Non viaggeremo più come una volta
L’aeroporto di Firenze Peretola, o Amerigo Vespucci che dir si voglia, è più silenzioso del solito. A fine febbraio era chiacchiericcio, a giugno speranzoso, oggi nostalgico. Io e la barista siamo felici di rivederci, poco importa che non ci si conosca di persona. Riesco a capire e condivido quanto dice: “Mi si spezza il cuore a vedere l’aeroporto così, ma siamo felici di essere qua”.
I cambiamenti strutturali degli aeroporti non sono sconvolgenti: generalmente puliti, asciugatori mani ultramoderni e dispenser di disinfettante se ne trovavano già in tempi non sospetti, le distanze tra passeggeri non erano una priorità ma, più o meno ordinati, si aspettava il proprio turno al gate.

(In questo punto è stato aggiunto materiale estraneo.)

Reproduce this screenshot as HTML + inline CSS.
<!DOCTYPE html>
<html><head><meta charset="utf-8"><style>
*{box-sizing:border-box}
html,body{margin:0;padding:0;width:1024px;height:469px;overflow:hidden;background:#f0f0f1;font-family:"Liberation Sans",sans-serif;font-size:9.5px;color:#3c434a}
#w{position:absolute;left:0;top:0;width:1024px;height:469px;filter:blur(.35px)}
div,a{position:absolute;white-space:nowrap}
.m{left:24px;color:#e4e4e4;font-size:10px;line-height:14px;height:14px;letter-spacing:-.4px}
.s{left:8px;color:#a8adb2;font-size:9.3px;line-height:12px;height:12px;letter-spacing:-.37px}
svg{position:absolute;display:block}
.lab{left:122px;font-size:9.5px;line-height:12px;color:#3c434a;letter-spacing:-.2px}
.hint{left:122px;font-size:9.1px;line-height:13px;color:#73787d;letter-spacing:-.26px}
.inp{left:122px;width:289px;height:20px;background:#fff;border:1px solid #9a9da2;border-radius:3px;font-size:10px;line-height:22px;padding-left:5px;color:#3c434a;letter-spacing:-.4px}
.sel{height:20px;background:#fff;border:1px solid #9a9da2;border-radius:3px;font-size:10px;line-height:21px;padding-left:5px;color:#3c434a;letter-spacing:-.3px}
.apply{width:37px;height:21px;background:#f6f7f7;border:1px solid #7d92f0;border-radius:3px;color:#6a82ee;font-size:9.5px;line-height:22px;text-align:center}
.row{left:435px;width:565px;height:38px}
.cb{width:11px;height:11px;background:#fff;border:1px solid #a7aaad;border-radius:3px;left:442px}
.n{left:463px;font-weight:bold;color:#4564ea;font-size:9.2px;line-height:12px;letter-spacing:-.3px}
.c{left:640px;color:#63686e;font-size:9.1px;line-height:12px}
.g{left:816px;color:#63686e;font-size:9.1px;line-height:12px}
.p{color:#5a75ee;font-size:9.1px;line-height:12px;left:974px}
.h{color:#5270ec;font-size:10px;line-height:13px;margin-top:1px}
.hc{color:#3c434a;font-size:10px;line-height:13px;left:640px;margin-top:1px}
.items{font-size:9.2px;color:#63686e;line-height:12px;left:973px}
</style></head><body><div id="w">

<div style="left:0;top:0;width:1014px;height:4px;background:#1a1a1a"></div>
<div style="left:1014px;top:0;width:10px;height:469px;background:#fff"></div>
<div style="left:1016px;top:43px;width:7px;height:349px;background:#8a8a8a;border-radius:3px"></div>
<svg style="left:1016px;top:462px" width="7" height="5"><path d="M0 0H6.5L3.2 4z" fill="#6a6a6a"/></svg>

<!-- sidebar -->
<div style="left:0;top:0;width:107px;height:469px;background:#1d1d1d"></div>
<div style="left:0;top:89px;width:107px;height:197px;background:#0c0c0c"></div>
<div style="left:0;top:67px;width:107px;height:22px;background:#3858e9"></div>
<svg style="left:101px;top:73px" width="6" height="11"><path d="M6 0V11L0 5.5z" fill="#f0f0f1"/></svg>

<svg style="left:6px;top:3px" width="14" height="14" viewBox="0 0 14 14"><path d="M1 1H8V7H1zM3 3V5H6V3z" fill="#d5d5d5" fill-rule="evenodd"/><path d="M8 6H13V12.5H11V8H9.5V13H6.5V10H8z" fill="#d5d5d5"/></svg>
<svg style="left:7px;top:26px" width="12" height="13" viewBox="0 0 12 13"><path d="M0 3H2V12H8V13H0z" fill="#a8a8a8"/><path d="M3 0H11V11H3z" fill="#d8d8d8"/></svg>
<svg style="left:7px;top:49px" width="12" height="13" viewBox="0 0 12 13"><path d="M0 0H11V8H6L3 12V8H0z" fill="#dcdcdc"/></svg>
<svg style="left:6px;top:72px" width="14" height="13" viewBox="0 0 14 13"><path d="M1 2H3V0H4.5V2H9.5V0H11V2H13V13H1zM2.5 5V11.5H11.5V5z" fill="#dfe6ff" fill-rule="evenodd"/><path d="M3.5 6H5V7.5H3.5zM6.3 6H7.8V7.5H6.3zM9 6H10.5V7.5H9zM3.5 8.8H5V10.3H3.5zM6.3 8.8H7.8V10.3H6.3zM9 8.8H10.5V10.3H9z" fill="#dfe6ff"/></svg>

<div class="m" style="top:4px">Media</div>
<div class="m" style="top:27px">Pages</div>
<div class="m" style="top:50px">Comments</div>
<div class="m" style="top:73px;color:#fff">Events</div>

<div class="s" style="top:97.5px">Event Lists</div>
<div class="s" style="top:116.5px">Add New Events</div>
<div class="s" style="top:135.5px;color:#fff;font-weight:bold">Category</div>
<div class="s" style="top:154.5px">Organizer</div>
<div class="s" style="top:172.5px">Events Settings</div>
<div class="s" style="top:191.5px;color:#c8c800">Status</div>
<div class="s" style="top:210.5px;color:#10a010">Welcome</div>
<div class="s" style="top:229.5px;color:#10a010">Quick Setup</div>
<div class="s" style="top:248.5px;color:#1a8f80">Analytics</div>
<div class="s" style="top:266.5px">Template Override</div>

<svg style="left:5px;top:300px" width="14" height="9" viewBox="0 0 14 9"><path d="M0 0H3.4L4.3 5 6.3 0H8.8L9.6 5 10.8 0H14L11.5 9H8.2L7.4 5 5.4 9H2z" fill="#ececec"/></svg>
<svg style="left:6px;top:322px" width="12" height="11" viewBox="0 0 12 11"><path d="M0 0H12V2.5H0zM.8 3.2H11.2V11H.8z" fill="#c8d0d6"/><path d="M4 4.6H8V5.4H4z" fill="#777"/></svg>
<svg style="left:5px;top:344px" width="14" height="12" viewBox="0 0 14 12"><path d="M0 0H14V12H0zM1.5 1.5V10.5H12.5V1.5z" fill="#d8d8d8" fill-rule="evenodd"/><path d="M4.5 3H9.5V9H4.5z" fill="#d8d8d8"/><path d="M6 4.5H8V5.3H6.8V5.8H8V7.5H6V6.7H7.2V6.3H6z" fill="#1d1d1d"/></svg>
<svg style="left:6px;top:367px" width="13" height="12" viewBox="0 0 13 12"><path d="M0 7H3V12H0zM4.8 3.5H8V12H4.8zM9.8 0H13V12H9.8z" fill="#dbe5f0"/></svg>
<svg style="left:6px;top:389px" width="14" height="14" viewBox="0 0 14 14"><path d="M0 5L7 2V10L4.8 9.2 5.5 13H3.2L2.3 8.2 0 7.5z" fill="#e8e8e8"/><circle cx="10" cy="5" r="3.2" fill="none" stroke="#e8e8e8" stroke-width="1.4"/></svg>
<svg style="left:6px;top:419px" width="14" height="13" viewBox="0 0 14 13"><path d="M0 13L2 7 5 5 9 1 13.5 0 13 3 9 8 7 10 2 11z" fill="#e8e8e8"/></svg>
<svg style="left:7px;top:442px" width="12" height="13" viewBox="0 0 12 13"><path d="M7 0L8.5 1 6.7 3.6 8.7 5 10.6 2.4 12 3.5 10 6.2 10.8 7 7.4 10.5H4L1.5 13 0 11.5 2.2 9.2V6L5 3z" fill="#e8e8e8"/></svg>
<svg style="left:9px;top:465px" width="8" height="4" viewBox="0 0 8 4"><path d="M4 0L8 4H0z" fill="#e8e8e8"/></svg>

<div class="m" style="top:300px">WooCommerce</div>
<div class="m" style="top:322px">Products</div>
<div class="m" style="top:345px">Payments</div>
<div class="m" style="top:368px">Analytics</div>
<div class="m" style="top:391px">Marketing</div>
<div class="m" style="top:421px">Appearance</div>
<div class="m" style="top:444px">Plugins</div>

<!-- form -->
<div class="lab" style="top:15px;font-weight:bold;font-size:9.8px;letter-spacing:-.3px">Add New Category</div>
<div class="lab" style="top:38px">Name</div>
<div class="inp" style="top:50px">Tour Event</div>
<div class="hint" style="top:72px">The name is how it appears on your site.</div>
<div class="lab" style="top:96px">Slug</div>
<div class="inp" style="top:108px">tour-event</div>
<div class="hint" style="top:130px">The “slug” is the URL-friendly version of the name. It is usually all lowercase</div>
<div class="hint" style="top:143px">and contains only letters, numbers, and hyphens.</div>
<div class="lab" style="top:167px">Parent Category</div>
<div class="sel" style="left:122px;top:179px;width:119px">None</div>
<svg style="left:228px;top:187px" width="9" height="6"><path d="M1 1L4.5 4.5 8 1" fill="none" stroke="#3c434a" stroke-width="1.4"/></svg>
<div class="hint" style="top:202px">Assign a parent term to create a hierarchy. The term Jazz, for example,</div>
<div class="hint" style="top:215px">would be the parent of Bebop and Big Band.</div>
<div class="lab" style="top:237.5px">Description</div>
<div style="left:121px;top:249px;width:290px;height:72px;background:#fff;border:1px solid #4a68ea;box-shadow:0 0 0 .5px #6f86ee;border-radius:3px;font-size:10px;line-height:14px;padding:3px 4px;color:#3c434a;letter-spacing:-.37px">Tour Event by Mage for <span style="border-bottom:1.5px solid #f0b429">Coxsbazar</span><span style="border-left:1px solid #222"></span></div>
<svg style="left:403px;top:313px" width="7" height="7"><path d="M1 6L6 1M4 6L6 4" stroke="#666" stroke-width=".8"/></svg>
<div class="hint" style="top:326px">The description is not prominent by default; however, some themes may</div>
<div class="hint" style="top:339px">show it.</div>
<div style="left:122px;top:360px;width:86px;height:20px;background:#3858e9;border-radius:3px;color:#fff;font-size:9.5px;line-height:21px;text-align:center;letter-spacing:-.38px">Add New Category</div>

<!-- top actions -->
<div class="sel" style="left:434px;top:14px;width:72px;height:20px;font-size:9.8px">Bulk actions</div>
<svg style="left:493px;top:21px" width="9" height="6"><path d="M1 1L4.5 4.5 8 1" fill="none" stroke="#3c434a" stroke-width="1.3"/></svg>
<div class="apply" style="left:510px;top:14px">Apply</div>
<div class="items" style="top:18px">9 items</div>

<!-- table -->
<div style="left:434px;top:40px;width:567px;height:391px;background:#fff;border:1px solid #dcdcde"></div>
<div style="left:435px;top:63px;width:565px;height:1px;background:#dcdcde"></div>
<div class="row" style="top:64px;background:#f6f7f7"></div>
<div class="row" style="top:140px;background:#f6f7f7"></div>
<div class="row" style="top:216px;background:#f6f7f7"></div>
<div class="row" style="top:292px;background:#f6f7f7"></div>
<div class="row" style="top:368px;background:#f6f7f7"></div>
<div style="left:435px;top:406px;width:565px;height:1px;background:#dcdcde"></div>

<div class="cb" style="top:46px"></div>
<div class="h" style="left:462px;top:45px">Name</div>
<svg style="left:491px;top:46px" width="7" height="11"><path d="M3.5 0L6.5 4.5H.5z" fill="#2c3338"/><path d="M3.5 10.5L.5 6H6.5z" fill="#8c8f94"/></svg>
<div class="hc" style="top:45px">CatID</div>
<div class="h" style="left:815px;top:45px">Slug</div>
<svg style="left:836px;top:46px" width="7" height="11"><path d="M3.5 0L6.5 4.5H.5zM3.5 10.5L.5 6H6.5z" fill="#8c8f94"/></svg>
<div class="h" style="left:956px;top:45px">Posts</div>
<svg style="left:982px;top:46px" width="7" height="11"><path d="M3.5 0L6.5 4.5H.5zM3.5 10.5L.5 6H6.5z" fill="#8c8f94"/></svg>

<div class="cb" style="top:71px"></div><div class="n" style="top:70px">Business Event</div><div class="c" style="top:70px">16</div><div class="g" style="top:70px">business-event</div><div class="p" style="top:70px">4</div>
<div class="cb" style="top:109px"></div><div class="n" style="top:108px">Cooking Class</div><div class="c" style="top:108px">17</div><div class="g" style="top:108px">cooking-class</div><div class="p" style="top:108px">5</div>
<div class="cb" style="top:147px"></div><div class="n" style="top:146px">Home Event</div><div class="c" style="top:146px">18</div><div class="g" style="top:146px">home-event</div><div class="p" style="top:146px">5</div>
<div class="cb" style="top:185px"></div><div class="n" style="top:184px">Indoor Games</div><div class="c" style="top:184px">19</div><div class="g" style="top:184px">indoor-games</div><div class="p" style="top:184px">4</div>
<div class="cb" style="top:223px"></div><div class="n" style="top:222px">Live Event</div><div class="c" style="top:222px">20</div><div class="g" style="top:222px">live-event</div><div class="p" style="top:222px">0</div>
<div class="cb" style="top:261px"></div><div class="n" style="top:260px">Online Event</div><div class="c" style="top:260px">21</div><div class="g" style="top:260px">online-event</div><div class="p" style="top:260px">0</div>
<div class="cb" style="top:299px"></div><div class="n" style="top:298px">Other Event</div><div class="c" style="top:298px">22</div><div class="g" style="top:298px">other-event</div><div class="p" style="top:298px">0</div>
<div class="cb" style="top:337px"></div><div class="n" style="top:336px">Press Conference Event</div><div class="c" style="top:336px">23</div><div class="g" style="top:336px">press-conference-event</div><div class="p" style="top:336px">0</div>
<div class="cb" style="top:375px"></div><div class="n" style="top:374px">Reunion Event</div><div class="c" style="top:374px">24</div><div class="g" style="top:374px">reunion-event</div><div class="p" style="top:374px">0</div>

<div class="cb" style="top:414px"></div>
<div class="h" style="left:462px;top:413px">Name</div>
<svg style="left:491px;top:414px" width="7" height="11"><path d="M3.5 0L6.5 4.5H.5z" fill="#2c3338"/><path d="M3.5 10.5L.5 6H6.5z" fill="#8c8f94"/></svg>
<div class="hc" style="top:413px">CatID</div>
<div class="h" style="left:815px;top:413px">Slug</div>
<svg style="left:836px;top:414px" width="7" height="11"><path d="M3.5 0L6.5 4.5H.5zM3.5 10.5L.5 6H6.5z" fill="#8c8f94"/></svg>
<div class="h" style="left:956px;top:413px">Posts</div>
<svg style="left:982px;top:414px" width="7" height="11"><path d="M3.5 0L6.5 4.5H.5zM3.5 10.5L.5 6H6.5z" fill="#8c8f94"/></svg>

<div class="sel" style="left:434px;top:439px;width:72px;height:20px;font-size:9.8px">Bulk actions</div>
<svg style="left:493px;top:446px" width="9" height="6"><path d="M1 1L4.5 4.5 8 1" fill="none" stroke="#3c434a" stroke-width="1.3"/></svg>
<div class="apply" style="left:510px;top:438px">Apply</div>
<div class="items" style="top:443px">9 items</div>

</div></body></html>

Il rituale aeroportuale è mutato in maniera più visibile. Tende triage, misurazione temperatura, igienizzazioni, certificazioni, test sierologici. Se ci stavamo abituando a passeggiare tranquillamente dalla porta d’ingresso fino all’imbarco con un telefono in mano e guardandoci due vetrine, ora avere una penna bic e un paio di moduli firmati è requisito fondamentale per passare al livello successivo di controlli. Numerosi cambi di prospettive offrono spunti non da poco, se si ha il tempo di rifletterci su: il Paese a rischio spesso non è il Paese povero, il divario burocratico tra Stati, l’ostacolo e la magia del multilinguismo.
Il titolo di questi pensieri al vento vi ha tratto in inganno. Non so come viaggeremo nel futuro prossimo, cosa di questi cambiamenti permarrà e cosa è transitorio, se ci mancherà qualcosa del passato. L’unica cosa che vedo è che il nocciolo rimane lo stesso. Continuiamo a concederci un menù colazione con croissant al pistacchio se il volo è in ritardo, senza ammettere che amiamo il gusto di questa coccola consolatoria. Continuiamo ad osservarci e piegare la testa per scorgere da lontano i titoli dei libri che stiamo leggendo. Continuiamo ad adorare le chiacchiere tra due persone che si stanno conoscendo. Continuiamo ad essere titubanti se il posteggiatore dell’auto noleggio ci dice di lasciare le chiavi a lui invece che al bancone. Continuiamo a sorriderci con gli occhi e fare finta di spostare la valigia se qualcuno di siede (due posti) vicino a noi. Continuiamo a viaggiare perché forse, in fondo, muoverci con i piedi o con la testa è la nostra indole.
p.s.: la foto è di un distributore automatico di fiori agli arrivi dell’aeroporto di Nashville, in Tennessee, uno sbuffo di innovazione romantica che non stonerebbe in alcun aeroporto.